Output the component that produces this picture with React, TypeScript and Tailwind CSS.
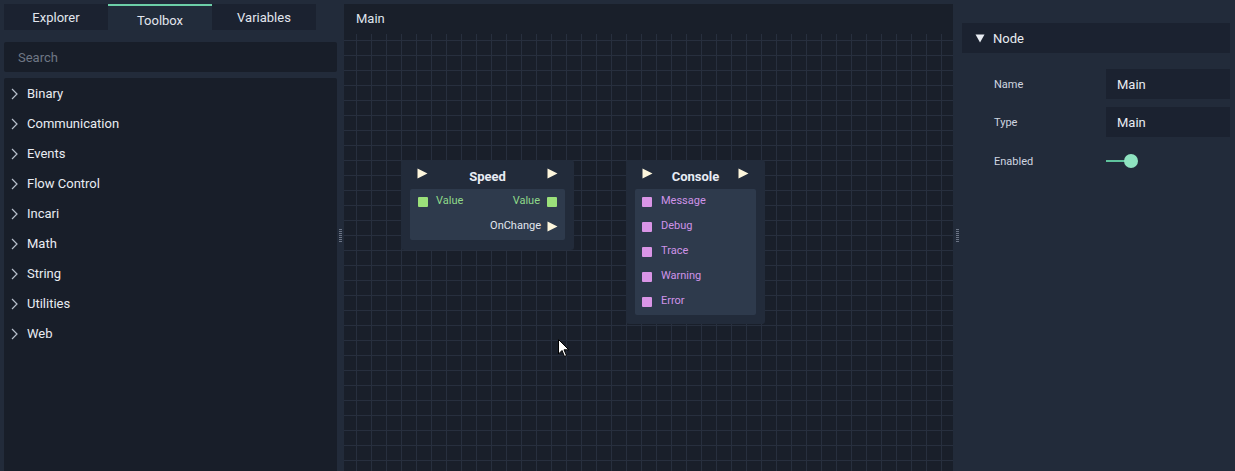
import React from "react";

const categories = [
  "Binary",
  "Communication",
  "Events",
  "Flow Control",
  "Incari",
  "Math",
  "String",
  "Utilities",
  "Web",
];

const Play = ({ className = "" }: { className?: string }) => (
  <svg width="11" height="11" viewBox="0 0 11 11" className={className}>
    <path d="M0.5 0.5 L10.5 5.5 L0.5 10.5 Z" fill="#fdf6dc" />
  </svg>
);

const Pin = ({ color }: { color: string }) => (
  <span className="block w-[10px] h-[10px] rounded-[1px]" style={{ background: color }} />
);

const Grip = () => (
  <div className="flex flex-col gap-[1px]">
    {[0, 1, 2, 3, 4, 5, 6].map((i) => (
      <span key={i} className="block w-[3px] h-[1px] bg-[#6b7485]" />
    ))}
  </div>
);

const Chevron = () => (
  <svg width="7" height="12" viewBox="0 0 7 12" className="shrink-0">
    <path d="M1 1 L6 6 L1 11" fill="none" stroke="#b8c0cc" strokeWidth="1.2" />
  </svg>
);

const SpeedNode = () => (
  <div className="absolute left-[57px] top-[126px] w-[173px] h-[90px] bg-[#222b3a] rounded-[3px] px-[9px] pt-[8px]">
    <div className="flex justify-between h-[20px] px-[7px]">
      <Play />
      <span className="text-[13px] font-bold text-[#e8ecf4] leading-[20px] -mt-[1px]">Speed</span>
      <Play />
    </div>
    <div className="mt-[1px] bg-[#2e3a4c] h-[51px] rounded-[2px] pt-[6px] px-[8px] text-[11px]">
      <div className="flex items-center h-[13px]">
        <Pin color="#9be07a" />
        <span className="ml-[8px] text-[#8fd98a]">Value</span>
        <span className="ml-auto text-[#8fd98a]">Value</span>
        <span className="ml-[7px] flex"><Pin color="#9be07a" /></span>
      </div>
      <div className="flex items-center h-[13px] mt-[12px]">
        <span className="ml-auto text-[#e2e6ee]">OnChange</span>
        <span className="ml-[6px] mr-[-1px] flex"><Play /></span>
      </div>
    </div>
  </div>
);

const ConsoleNode = () => (
  <div className="absolute left-[282px] top-[126px] w-[139px] h-[164px] bg-[#222b3a] rounded-[3px] px-[9px] pt-[8px]">
    <div className="flex justify-between h-[20px] px-[7px]">
      <Play />
      <span className="text-[13px] font-bold text-[#e8ecf4] leading-[20px] -mt-[1px]">Console</span>
      <Play />
    </div>
    <div className="mt-[1px] bg-[#2e3a4c] h-[126px] rounded-[2px] pt-[6px] px-[7px] text-[11px]">
      {["Message", "Debug", "Trace", "Warning", "Error"].map((l, i) => (
        <div key={l} className={`flex items-center h-[13px] ${i > 0 ? "mt-[12px]" : ""}`}>
          <Pin color="#d995e6" />
          <span className="ml-[9px] text-[#cf93e8]">{l}</span>
        </div>
      ))}
    </div>
  </div>
);

export default function App() {
  return (
    <div
      className="w-[1235px] h-[471px] bg-[#222b3a] flex overflow-hidden text-[#e2e6ee]"
      style={{ fontFamily: "Roboto, 'Liberation Sans', sans-serif" }}
    >
      {/* left panel */}
      <div className="w-[337px] shrink-0 flex flex-col pl-[4px] pt-[4px]">
        <div className="flex h-[26px] text-[13px]">
          <div className="w-[104px] bg-[#1b2230] flex items-center justify-center pt-[1px]">Explorer</div>
          <div className="w-[104px] bg-[#222c3b] border-t-2 border-[#6dcfa8] flex items-center justify-center pt-[5px]">
            Toolbox
          </div>
          <div className="w-[104px] bg-[#1b2230] flex items-center justify-center pt-[1px]">Variables</div>
        </div>
        <div className="mt-[12px] h-[30px] bg-[#181e29] rounded-[2px] flex items-center px-[14px] pt-[1px] text-[13px] text-[#6f7785]">
          Search
        </div>
        <div className="mt-[6px] flex-1 bg-[#181e29] rounded-t-[2px] pt-[1px]">
          {categories.map((c) => (
            <div key={c} className="flex items-center h-[30px] pl-[7px] gap-[9px] text-[13px] text-[#e8ecf2]">
              <Chevron />
              <span>{c}</span>
            </div>
          ))}
        </div>
      </div>

      {/* splitter */}
      <div className="w-[7px] shrink-0 flex items-center justify-center">
        <Grip />
      </div>

      {/* canvas */}
      <div className="w-[609px] shrink-0 mt-[4px] bg-[#191f2a] flex flex-col">
        <div className="h-[30px] flex items-center px-[12px] text-[13px] text-[#dfe4ec]">Main</div>
        <div className="relative flex-1 bg-[linear-gradient(to_right,#272f3e_1px,transparent_1px),linear-gradient(to_bottom,#272f3e_1px,transparent_1px)] bg-[size:15px_15px] bg-[position:12px_6px]">
          <SpeedNode />
          <ConsoleNode />
          <svg width="12" height="19" viewBox="0 0 12 19" className="absolute left-[214px] top-[305px]">
            <path d="M0.5 0.5 L0.5 15 L4 11.5 L6.5 17.5 L8.5 16.5 L6 10.8 L10.8 10.8 Z" fill="#fff" stroke="#000" strokeWidth="1" />
          </svg>
        </div>
      </div>

      {/* splitter */}
      <div className="w-[9px] shrink-0 flex items-center justify-center">
        <Grip />
      </div>

      {/* properties */}
      <div className="flex-1 pt-[23px] pr-[5px]">
        <div className="h-[30px] bg-[#1b2230] flex items-center pl-[13px] pt-[1px] text-[13px] text-[#e8ecf2]">
          <svg width="10" height="9" viewBox="0 0 10 9" className="mr-[8px]">
            <path d="M0.5 0.5 L9.5 0.5 L5 8.5 Z" fill="#e8ecf2" />
          </svg>
          Node
        </div>
        <div className="mt-[16px] flex flex-col gap-[8px]">
          {["Name", "Type"].map((l) => (
            <div key={l} className="flex items-center h-[30px]">
              <span className="w-[144px] pl-[32px] pt-[2px] text-[11px] text-[#d0d6e0]">{l}</span>
              <div className="flex-1 h-full bg-[#1b2230] flex items-center pl-[11px] pt-[1px] text-[13px] text-[#e8ecf2]">
                Main
              </div>
            </div>
          ))}
          <div className="flex items-center h-[30px] mt-[1px]">
            <span className="w-[144px] pl-[32px] pt-[2px] text-[11px] text-[#d0d6e0]">Enabled</span>
            <div className="relative w-[34px] h-[14px] flex items-center">
              <span className="block w-[22px] h-[2px] bg-[#5fc39d]" />
              <span className="absolute left-[18px] top-0 w-[14px] h-[14px] rounded-full bg-[#8fe3c0]" />
            </div>
          </div>
        </div>
      </div>
    </div>
  );
}
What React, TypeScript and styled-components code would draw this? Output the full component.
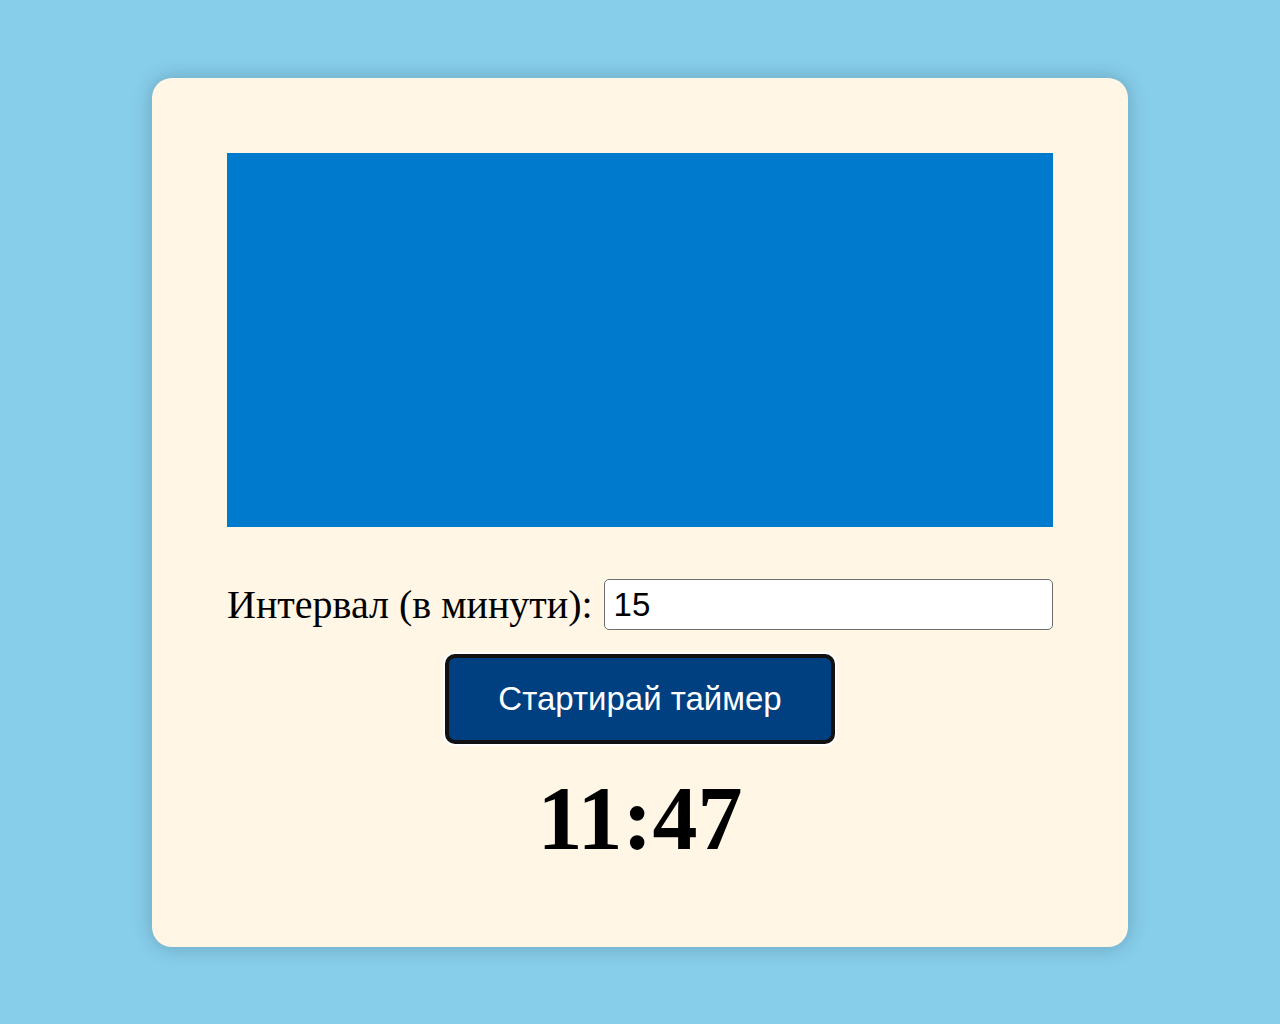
import styled, { createGlobalStyle } from "styled-components"

const GlobalStyle = createGlobalStyle`
    html, body {
        margin: 0;
        padding: 0;
        background: #87ceeb;
        font-family: "Liberation Serif", "Times New Roman", serif;
    }
`

export default function App() {
    return (
        <>
            <GlobalStyle />
            <Page>
                <Card>
                    <Screen />
                    <IntervalRow>
                        <Label htmlFor="interval">Интервал (в минути):</Label>
                        <NumberInput id="interval" type="number" defaultValue={15} />
                    </IntervalRow>
                    <StartButton type="button">Стартирай таймер</StartButton>
                    <Timer>11:47</Timer>
                </Card>
            </Page>
        </>
    )
}

const Page = styled.div`
    min-height: 1024px;
    display: flex;
    justify-content: center;
    align-items: flex-start;
    padding-top: 78px;
    box-sizing: border-box;
`
const Card = styled.div`
    width: 976px;
    box-sizing: border-box;
    padding: 75px 75px 77px;
    background-color: #fff6e6;
    border-radius: 20px;
    box-shadow: 0 0 20px rgba(0, 0, 0, 0.22);
    display: flex;
    flex-direction: column;
`
const Screen = styled.div`
    height: 374px;
    background-color: #007acc;
`
const IntervalRow = styled.div`
    margin-top: 52px;
    display: flex;
    align-items: center;
    gap: 11px;
`
const Label = styled.label`
    font-size: 40px;
    line-height: 1.1;
    color: #000;
    white-space: nowrap;
`
const NumberInput = styled.input`
    flex: 1;
    min-width: 0;
    height: 51px;
    box-sizing: border-box;
    padding: 0 9px;
    border: 1px solid #6f6f6f;
    border-radius: 5px;
    background: #fff;
    font-family: "Liberation Sans", Arial, sans-serif;
    font-size: 33px;
    color: #000;
    appearance: textfield;
    &::-webkit-inner-spin-button,
    &::-webkit-outer-spin-button {
        -webkit-appearance: none;
        margin: 0;
    }
`
const StartButton = styled.button`
    align-self: center;
    margin-top: 24px;
    width: 390px;
    height: 90px;
    border: 4px solid #111;
    border-radius: 10px;
    background-color: #003f80;
    box-shadow: 0 0 0 2px #fff;
    color: #fff;
    font-family: "Liberation Sans", Arial, sans-serif;
    font-size: 33px;
    cursor: pointer;
`
const Timer = styled.div`
    margin-top: 23px;
    text-align: center;
    font-size: 90px;
    font-weight: bold;
    color: #000;
`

- [Your goal] Return every line from the records above that holds the word "Output".

- [Exercise answer]
Output the component that produces this picture with React, TypeScript and Tailwind CSS.
What React, TypeScript and styled-components code would draw this? Output the full component.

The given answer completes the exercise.